Quote the listing below in its entirety, omitting every image.

INFORMATION SHOWN
::::::::::

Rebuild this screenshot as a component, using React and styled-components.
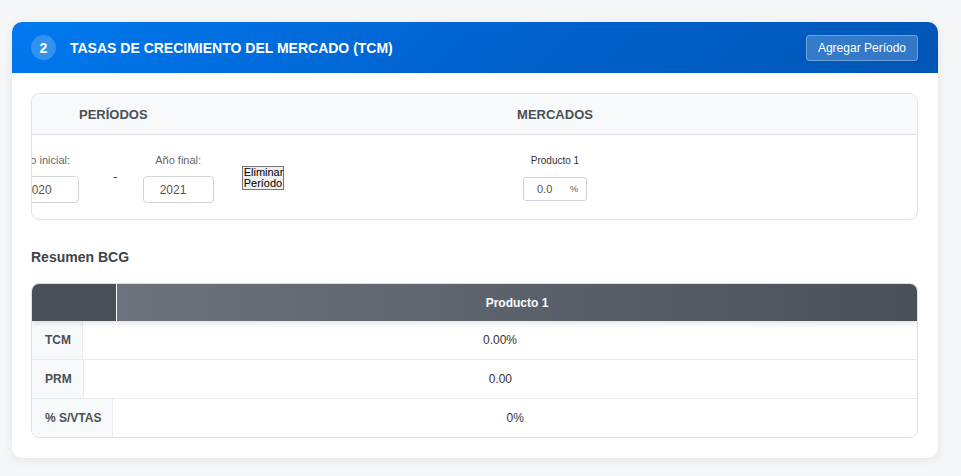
import { useEffect, useRef } from "react";
import styled, { createGlobalStyle } from "styled-components";

const GlobalStyle = createGlobalStyle`
    html, body {
        margin: 0;
        padding: 0;
        background: #f5f6f8;
        font-family: "Liberation Sans", Arial, sans-serif;
    }
`;

const Page = styled.div`
    padding: 22px 23px 19px 12px;
`;

const Card = styled.section`
    background: #fff;
    border-radius: 10px;
    box-shadow: 0 2px 10px rgba(0, 0, 0, 0.08);
    overflow: hidden;
`;

const Header = styled.header`
    display: flex;
    align-items: center;
    height: 51px;
    padding: 0 20px 0 19px;
    background: linear-gradient(135deg, #0079f0 0%, #0063cf 50%, #0056b6 100%);
    color: #fff;
`;

const StepBadge = styled.span`
    display: flex;
    align-items: center;
    justify-content: center;
    width: 25px;
    height: 25px;
    border-radius: 50%;
    background: rgba(255, 255, 255, 0.2);
    font-size: 14px;
    font-weight: 700;
    margin-right: 14px;
`;

const HeaderTitle = styled.h2`
    flex: 1;
    margin: 0;
    font-size: 14px;
    font-weight: 700;
`;

const AddButton = styled.button`
    height: 26px;
    padding: 0 11px;
    border: 1px solid rgba(255, 255, 255, 0.3);
    border-radius: 4px;
    background: rgba(255, 255, 255, 0.2);
    color: #fff;
    font-family: inherit;
    font-size: 12px;
`;

const Body = styled.div`
    padding: 20px 20px 20px 19px;
`;

const PeriodTable = styled.div`
    border: 1px solid #dfe3e8;
    border-radius: 8px;
    overflow-x: auto;
    scrollbar-width: none;
    &::-webkit-scrollbar {
        display: none;
    }
`;

const PeriodGrid = styled.div`
    display: grid;
    grid-template-columns: 320px 1fr;
    min-width: 922px;
`;

const HeadCell = styled.div`
    display: flex;
    align-items: center;
    height: 40px;
    background: #f8f9fa;
    border-bottom: 1px solid #dfe3e8;
    font-size: 13px;
    font-weight: 700;
    color: #495057;
    padding: ${(p) => (p.$center ? "0 124px 0 0" : "0 0 0 83px")};
    justify-content: ${(p) => (p.$center ? "center" : "flex-start")};
`;

const BodyCell = styled.div`
    box-sizing: border-box;
    display: flex;
    align-items: flex-start;
    height: 84px;
    padding: ${(p) => (p.$center ? "20px 124px 0 0" : "19px 0 0 12px")};
    justify-content: ${(p) => (p.$center ? "center" : "flex-start")};
`;

const Field = styled.div`
    display: flex;
    flex-direction: column;
    align-items: center;
`;

const FieldLabel = styled.label`
    font-size: ${(p) => (p.$small ? "10px" : "11px")};
    line-height: ${(p) => (p.$small ? "12px" : "13px")};
    color: ${(p) => (p.$small ? "#333" : "#666")};
    margin-bottom: ${(p) => (p.$small ? "10px" : "9px")};
`;

const YearInput = styled.input`
    box-sizing: border-box;
    width: 71px;
    height: 27px;
    padding: 0 16px;
    border: 1px solid #ced4da;
    border-radius: 4px;
    font-family: inherit;
    font-size: 12px;
    color: #555;
    background: #fff;
`;

const Dash = styled.span`
    margin: 15px 25px 0 34px;
    font-size: 14px;
    line-height: 16px;
    color: #555;
`;

const RemoveButton = styled.button`
    width: 42px;
    margin: 12px 0 0 28px;
    padding: 0 1px;
    border: 1px solid #767676;
    border-radius: 0;
    background: #efefef;
    color: #000;
    font-family: inherit;
    font-size: 11px;
    line-height: 11px;
    text-align: left;
`;

const RateBox = styled.div`
    display: flex;
    align-items: center;
    box-sizing: border-box;
    width: 64px;
    height: 24px;
    padding: 0 8px 0 13px;
    border: 1px solid #ced4da;
    border-radius: 3px;
    font-size: 11px;
    color: #555;
`;

const RateValue = styled.span`
    flex: 1;
`;

const Percent = styled.span`
    font-size: 9px;
`;

const SectionTitle = styled.h3`
    margin: 29px 0 17px;
    font-size: 14px;
    line-height: 17px;
    font-weight: 700;
    color: #3d4449;
`;

const Summary = styled.div`
    border: 1px solid #dee2e6;
    border-radius: 8px;
    overflow: hidden;
`;

const SummaryHead = styled.div`
    display: flex;
    height: 37px;
    box-shadow: 0 2px 6px rgba(0, 0, 0, 0.12);
    position: relative;
`;

const CornerCell = styled.div`
    width: 84px;
    background: #495057;
    border-right: 1px solid #fff;
`;

const ProductHead = styled.div`
    flex: 1;
    display: flex;
    align-items: center;
    justify-content: center;
    background: linear-gradient(90deg, #6c737c 0%, #4a5058 100%);
    color: #fff;
    font-size: 12px;
    font-weight: 700;
`;

const Row = styled.div`
    display: flex;
    height: 38px;
    border-top: ${(p) => (p.$first ? "none" : "1px solid #e9ecef")};
`;

const RowLabel = styled.div`
    display: flex;
    align-items: center;
    padding: 0 11px 0 13px;
    background: #f8f9fa;
    border-right: 1px solid #e9ecef;
    font-size: 12px;
    font-weight: 700;
    color: #495057;
`;

const RowValue = styled.div`
    flex: 1;
    display: flex;
    align-items: center;
    justify-content: center;
    font-size: 12px;
    color: #333;
`;

const summaryRows = [
    { label: "TCM", value: "0.00%" },
    { label: "PRM", value: "0.00" },
    { label: "% S/VTAS", value: "0%" },
];

export default function App() {
    const scrollRef = useRef(null);

    useEffect(() => {
        if (scrollRef.current) scrollRef.current.scrollLeft = 36;
    }, []);

    return (
        <Page>
            <GlobalStyle />
            <Card>
                <Header>
                    <StepBadge>2</StepBadge>
                    <HeaderTitle>TASAS DE CRECIMIENTO DEL MERCADO (TCM)</HeaderTitle>
                    <AddButton>Agregar Período</AddButton>
                </Header>
                <Body>
                    <PeriodTable ref={scrollRef}>
                        <PeriodGrid>
                            <HeadCell>PERÍODOS</HeadCell>
                            <HeadCell $center>MERCADOS</HeadCell>
                            <BodyCell>
                                <Field>
                                    <FieldLabel>Año inicial:</FieldLabel>
                                    <YearInput defaultValue="2020" />
                                </Field>
                                <Dash>-</Dash>
                                <Field>
                                    <FieldLabel>Año final:</FieldLabel>
                                    <YearInput defaultValue="2021" />
                                </Field>
                                <RemoveButton>Eliminar Período</RemoveButton>
                            </BodyCell>
                            <BodyCell $center>
                                <Field>
                                    <FieldLabel $small>Producto 1</FieldLabel>
                                    <RateBox>
                                        <RateValue>0.0</RateValue>
                                        <Percent>%</Percent>
                                    </RateBox>
                                </Field>
                            </BodyCell>
                        </PeriodGrid>
                    </PeriodTable>

                    <SectionTitle>Resumen BCG</SectionTitle>
                    <Summary>
                        <SummaryHead>
                            <CornerCell />
                            <ProductHead>Producto 1</ProductHead>
                        </SummaryHead>
                        {summaryRows.map((r, i) => (
                            <Row key={r.label} $first={i === 0}>
                                <RowLabel>{r.label}</RowLabel>
                                <RowValue>{r.value}</RowValue>
                            </Row>
                        ))}
                    </Summary>
                </Body>
            </Card>
        </Page>
    );
}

::::::::::

THE REPLY
Rebuild this screenshot as a component, using React and styled-components.
import { useEffect, useRef } from "react";
import styled, { createGlobalStyle } from "styled-components";

const GlobalStyle = createGlobalStyle`
    html, body {
        margin: 0;
        padding: 0;
        background: #f5f6f8;
        font-family: "Liberation Sans", Arial, sans-serif;
    }
`;

const Page = styled.div`
    padding: 22px 23px 19px 12px;
`;

const Card = styled.section`
    background: #fff;
    border-radius: 10px;
    box-shadow: 0 2px 10px rgba(0, 0, 0, 0.08);
    overflow: hidden;
`;

const Header = styled.header`
    display: flex;
    align-items: center;
    height: 51px;
    padding: 0 20px 0 19px;
    background: linear-gradient(135deg, #0079f0 0%, #0063cf 50%, #0056b6 100%);
    color: #fff;
`;

const StepBadge = styled.span`
    display: flex;
    align-items: center;
    justify-content: center;
    width: 25px;
    height: 25px;
    border-radius: 50%;
    background: rgba(255, 255, 255, 0.2);
    font-size: 14px;
    font-weight: 700;
    margin-right: 14px;
`;

const HeaderTitle = styled.h2`
    flex: 1;
    margin: 0;
    font-size: 14px;
    font-weight: 700;
`;

const AddButton = styled.button`
    height: 26px;
    padding: 0 11px;
    border: 1px solid rgba(255, 255, 255, 0.3);
    border-radius: 4px;
    background: rgba(255, 255, 255, 0.2);
    color: #fff;
    font-family: inherit;
    font-size: 12px;
`;

const Body = styled.div`
    padding: 20px 20px 20px 19px;
`;

const PeriodTable = styled.div`
    border: 1px solid #dfe3e8;
    border-radius: 8px;
    overflow-x: auto;
    scrollbar-width: none;
    &::-webkit-scrollbar {
        display: none;
    }
`;

const PeriodGrid = styled.div`
    display: grid;
    grid-template-columns: 320px 1fr;
    min-width: 922px;
`;

const HeadCell = styled.div`
    display: flex;
    align-items: center;
    height: 40px;
    background: #f8f9fa;
    border-bottom: 1px solid #dfe3e8;
    font-size: 13px;
    font-weight: 700;
    color: #495057;
    padding: ${(p) => (p.$center ? "0 124px 0 0" : "0 0 0 83px")};
    justify-content: ${(p) => (p.$center ? "center" : "flex-start")};
`;

const BodyCell = styled.div`
    box-sizing: border-box;
    display: flex;
    align-items: flex-start;
    height: 84px;
    padding: ${(p) => (p.$center ? "20px 124px 0 0" : "19px 0 0 12px")};
    justify-content: ${(p) => (p.$center ? "center" : "flex-start")};
`;

const Field = styled.div`
    display: flex;
    flex-direction: column;
    align-items: center;
`;

const FieldLabel = styled.label`
    font-size: ${(p) => (p.$small ? "10px" : "11px")};
    line-height: ${(p) => (p.$small ? "12px" : "13px")};
    color: ${(p) => (p.$small ? "#333" : "#666")};
    margin-bottom: ${(p) => (p.$small ? "10px" : "9px")};
`;

const YearInput = styled.input`
    box-sizing: border-box;
    width: 71px;
    height: 27px;
    padding: 0 16px;
    border: 1px solid #ced4da;
    border-radius: 4px;
    font-family: inherit;
    font-size: 12px;
    color: #555;
    background: #fff;
`;

const Dash = styled.span`
    margin: 15px 25px 0 34px;
    font-size: 14px;
    line-height: 16px;
    color: #555;
`;

const RemoveButton = styled.button`
    width: 42px;
    margin: 12px 0 0 28px;
    padding: 0 1px;
    border: 1px solid #767676;
    border-radius: 0;
    background: #efefef;
    color: #000;
    font-family: inherit;
    font-size: 11px;
    line-height: 11px;
    text-align: left;
`;

const RateBox = styled.div`
    display: flex;
    align-items: center;
    box-sizing: border-box;
    width: 64px;
    height: 24px;
    padding: 0 8px 0 13px;
    border: 1px solid #ced4da;
    border-radius: 3px;
    font-size: 11px;
    color: #555;
`;

const RateValue = styled.span`
    flex: 1;
`;

const Percent = styled.span`
    font-size: 9px;
`;

const SectionTitle = styled.h3`
    margin: 29px 0 17px;
    font-size: 14px;
    line-height: 17px;
    font-weight: 700;
    color: #3d4449;
`;

const Summary = styled.div`
    border: 1px solid #dee2e6;
    border-radius: 8px;
    overflow: hidden;
`;

const SummaryHead = styled.div`
    display: flex;
    height: 37px;
    box-shadow: 0 2px 6px rgba(0, 0, 0, 0.12);
    position: relative;
`;

const CornerCell = styled.div`
    width: 84px;
    background: #495057;
    border-right: 1px solid #fff;
`;

const ProductHead = styled.div`
    flex: 1;
    display: flex;
    align-items: center;
    justify-content: center;
    background: linear-gradient(90deg, #6c737c 0%, #4a5058 100%);
    color: #fff;
    font-size: 12px;
    font-weight: 700;
`;

const Row = styled.div`
    display: flex;
    height: 38px;
    border-top: ${(p) => (p.$first ? "none" : "1px solid #e9ecef")};
`;

const RowLabel = styled.div`
    display: flex;
    align-items: center;
    padding: 0 11px 0 13px;
    background: #f8f9fa;
    border-right: 1px solid #e9ecef;
    font-size: 12px;
    font-weight: 700;
    color: #495057;
`;

const RowValue = styled.div`
    flex: 1;
    display: flex;
    align-items: center;
    justify-content: center;
    font-size: 12px;
    color: #333;
`;

const summaryRows = [
    { label: "TCM", value: "0.00%" },
    { label: "PRM", value: "0.00" },
    { label: "% S/VTAS", value: "0%" },
];

export default function App() {
    const scrollRef = useRef(null);

    useEffect(() => {
        if (scrollRef.current) scrollRef.current.scrollLeft = 36;
    }, []);

    return (
        <Page>
            <GlobalStyle />
            <Card>
                <Header>
                    <StepBadge>2</StepBadge>
                    <HeaderTitle>TASAS DE CRECIMIENTO DEL MERCADO (TCM)</HeaderTitle>
                    <AddButton>Agregar Período</AddButton>
                </Header>
                <Body>
                    <PeriodTable ref={scrollRef}>
                        <PeriodGrid>
                            <HeadCell>PERÍODOS</HeadCell>
                            <HeadCell $center>MERCADOS</HeadCell>
                            <BodyCell>
                                <Field>
                                    <FieldLabel>Año inicial:</FieldLabel>
                                    <YearInput defaultValue="2020" />
                                </Field>
                                <Dash>-</Dash>
                                <Field>
                                    <FieldLabel>Año final:</FieldLabel>
                                    <YearInput defaultValue="2021" />
                                </Field>
                                <RemoveButton>Eliminar Período</RemoveButton>
                            </BodyCell>
                            <BodyCell $center>
                                <Field>
                                    <FieldLabel $small>Producto 1</FieldLabel>
                                    <RateBox>
                                        <RateValue>0.0</RateValue>
                                        <Percent>%</Percent>
                                    </RateBox>
                                </Field>
                            </BodyCell>
                        </PeriodGrid>
                    </PeriodTable>

                    <SectionTitle>Resumen BCG</SectionTitle>
                    <Summary>
                        <SummaryHead>
                            <CornerCell />
                            <ProductHead>Producto 1</ProductHead>
                        </SummaryHead>
                        {summaryRows.map((r, i) => (
                            <Row key={r.label} $first={i === 0}>
                                <RowLabel>{r.label}</RowLabel>
                                <RowValue>{r.value}</RowValue>
                            </Row>
                        ))}
                    </Summary>
                </Body>
            </Card>
        </Page>
    );
}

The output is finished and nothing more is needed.